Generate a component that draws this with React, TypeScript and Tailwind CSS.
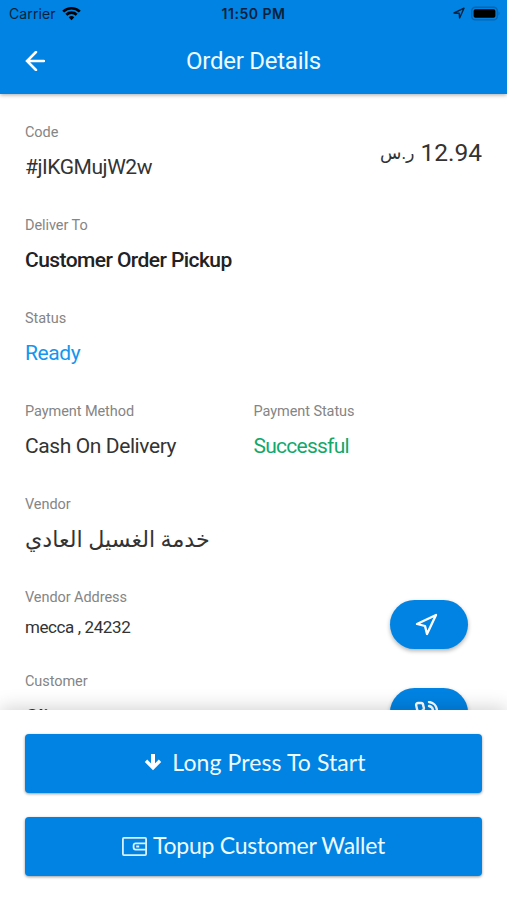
import type { ReactNode } from 'react'
import { FiNavigation, FiPhoneCall } from 'react-icons/fi'
import clsx from 'clsx'

function StatusBar() {
  return (
    <div className="relative flex h-7 items-center justify-between pl-[9px] pr-[6px] text-[14px] text-[#06213c]">
      <div className="flex items-center gap-1.5 pb-px font-['Inter']">
        <span className="tracking-[0.1px]">Carrier</span>
        <svg className="h-[15px] w-[19px]" viewBox="0 0 19 15" fill="none" stroke="#000" strokeWidth="2.7">
          <path d="M1.2 5.6a12 12 0 0 1 16.6 0" />
          <path d="M4.3 8.8a7.5 7.5 0 0 1 10.4 0" />
          <path d="M9.5 14.2 6.7 11.3a4 4 0 0 1 5.6 0z" fill="#000" stroke="none" />
        </svg>
      </div>
      <span className="absolute inset-x-0 pb-px text-center font-['Inter'] font-semibold tracking-[0.5px]">11:50 PM</span>
      <div className="flex items-center gap-[6px] pb-[2px]">
        <svg className="h-3 w-3" viewBox="0 0 12 12" fill="none" stroke="#06213c" strokeWidth="1.4" strokeLinejoin="round">
          <path d="M1 6 11 1.2 6.6 11 6.2 6.3z" />
        </svg>
        <svg className="h-[15px] w-[30px]" viewBox="0 0 30 15">
          <rect x="0.7" y="1.2" width="25.6" height="12.6" rx="3.6" fill="none" stroke="#0864ae" strokeWidth="1.4" />
          <rect x="2.6" y="3.2" width="21.8" height="8.6" rx="1.8" fill="#000" />
          <path d="M27.5 5.3q2 2.2 0 4.4z" fill="#0864ae" />
        </svg>
      </div>
    </div>
  )
}

function Header() {
  return (
    <header className="relative z-10 h-[94px] bg-[#0083e3] shadow-[0_1px_4px_rgba(0,0,0,0.35)]">
      <StatusBar />
      <div className="relative flex h-[66px] items-center pl-[25px]">
        <svg className="h-5 w-5" viewBox="0 0 20 20" fill="none" stroke="#fff" strokeWidth="2.5" strokeLinecap="round">
          <path d="M19 10H2M11 1 2 10l9 9" />
        </svg>
        <h1 className="absolute inset-x-0 text-center text-[24px] tracking-[-0.25px] text-[#eefaff]">Order Details</h1>
      </div>
    </header>
  )
}

interface FieldProps {
  label: string
  children: ReactNode
  className?: string
}

function Field({ label, children, className = 'tracking-[-0.4px]' }: FieldProps) {
  return (
    <div className="h-[93px]">
      <Label>{label}</Label>
      <div className={clsx('mt-1.5 h-8 whitespace-nowrap text-[21px] leading-8', className)}>{children}</div>
    </div>
  )
}

function Label({ children }: { children: ReactNode }) {
  return <div className="h-6 text-[14.5px] leading-6 tracking-[-0.07px] text-[#858585]">{children}</div>
}

function PillButton({ children }: { children: ReactNode }) {
  return (
    <button className="flex h-[49px] w-[78px] items-center justify-center rounded-full bg-[#0083e3] text-white shadow-[0_2px_4px_rgba(0,0,0,0.3)]">
      {children}
    </button>
  )
}

function ActionButton({ children, className }: { children: ReactNode; className?: string }) {
  return (
    <button
      className={clsx(
        'flex h-[59px] w-full items-center justify-center rounded-[4px] bg-[#0083e3] pb-[3px]',
        "font-['Lato'] text-[23px] text-[#eefaff] shadow-[0_1px_3px_rgba(0,0,0,0.4)]",
        className
      )}
    >
      {children}
    </button>
  )
}

export default function App() {
  return (
    <div className="flex h-[900px] w-[507px] flex-col overflow-hidden bg-white font-['Roboto','DejaVu_Sans',sans-serif] text-[#333]">
      <Header />

      <main className="h-[616px] px-[25px] pt-[27px]">
        <div className="flex justify-between">
          <Field label="Code" className="tracking-[-0.45px]">#jIKGMujW2w</Field>
          <div dir="rtl" className="flex h-8 items-center gap-1.5 pt-[32px]">
            <span className="text-[24.5px]">12.94</span>
            <span className="text-[17.5px]">ر.س</span>
          </div>
        </div>
        <Field label="Deliver To" className="font-medium tracking-[-0.57px] text-[#222]">Customer Order Pickup</Field>
        <Field label="Status" className="tracking-[-0.4px] text-[#1496ee]">Ready</Field>
        <div className="grid grid-cols-2">
          <Field label="Payment Method">Cash On Delivery</Field>
          <Field label="Payment Status" className="tracking-[-0.75px] text-[#12a86b]">Successful</Field>
        </div>
        <Field label="Vendor" className="text-[22.2px]"><span dir="rtl">خدمة الغسيل العادي</span></Field>

        <div className="flex h-[84px] justify-between pr-[14px]">
          <div>
            <Label>Vendor Address</Label>
            <div className="mt-[5px] text-[17px] leading-6 tracking-[-0.4px]">mecca , 24232</div>
          </div>
          <div className="pt-[14px]">
            <PillButton><FiNavigation className="mr-[6px] h-6 w-6" strokeWidth={2.3} /></PillButton>
          </div>
        </div>
        <div className="flex h-10 justify-between pr-[14px]">
          <Field label="Customer" className="pt-px font-medium tracking-[-0.4px]">Client</Field>
          <div className="pt-[18px]">
            <PillButton><FiPhoneCall className="mr-[6px] h-6 w-6" strokeWidth={2.4} /></PillButton>
          </div>
        </div>
      </main>

      <footer className="relative flex h-[190px] flex-col gap-6 bg-white px-[25px] pt-6 shadow-[0_-2px_18px_rgba(0,0,0,0.18)]">
        <ActionButton className="pl-[3px] tracking-[0.1px]">
          <svg className="mr-[10px] h-[18px] w-[18px]" viewBox="0 0 18 18" fill="none" stroke="#fff" strokeWidth="4">
            <path d="M9 1v13" />
            <path d="m2 7.8 7 7 7-7" strokeWidth="3.4" />
          </svg>
          Long Press To Start
        </ActionButton>
        <ActionButton className="tracking-[-0.24px]">
          <svg className="mr-[6px] mt-[2px] h-[19px] w-[25px]" viewBox="0 0 25 19" fill="none" stroke="#d8f1ff" strokeWidth="1.8">
            <rect x="0.9" y="0.9" width="23.2" height="17.2" rx="1" />
            <path d="M24 6.4H13.6a2 2 0 0 0-2 2v2.2a2 2 0 0 0 2 2H24" />
            <path d="M14.2 9.5h3" strokeWidth="2" />
          </svg>
          Topup Customer Wallet
        </ActionButton>
      </footer>
    </div>
  )
}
────────────────────────────────────────
» YOUR OBJECTIVE
Return nothing but the lines running from the start of the data to the line with "import clsx from 'clsx'", please, both ends included and no pictures.

» OUTPUT BELOW
Generate a component that draws this with React, TypeScript and Tailwind CSS.
import type { ReactNode } from 'react'
import { FiNavigation, FiPhoneCall } from 'react-icons/fi'
import clsx from 'clsx'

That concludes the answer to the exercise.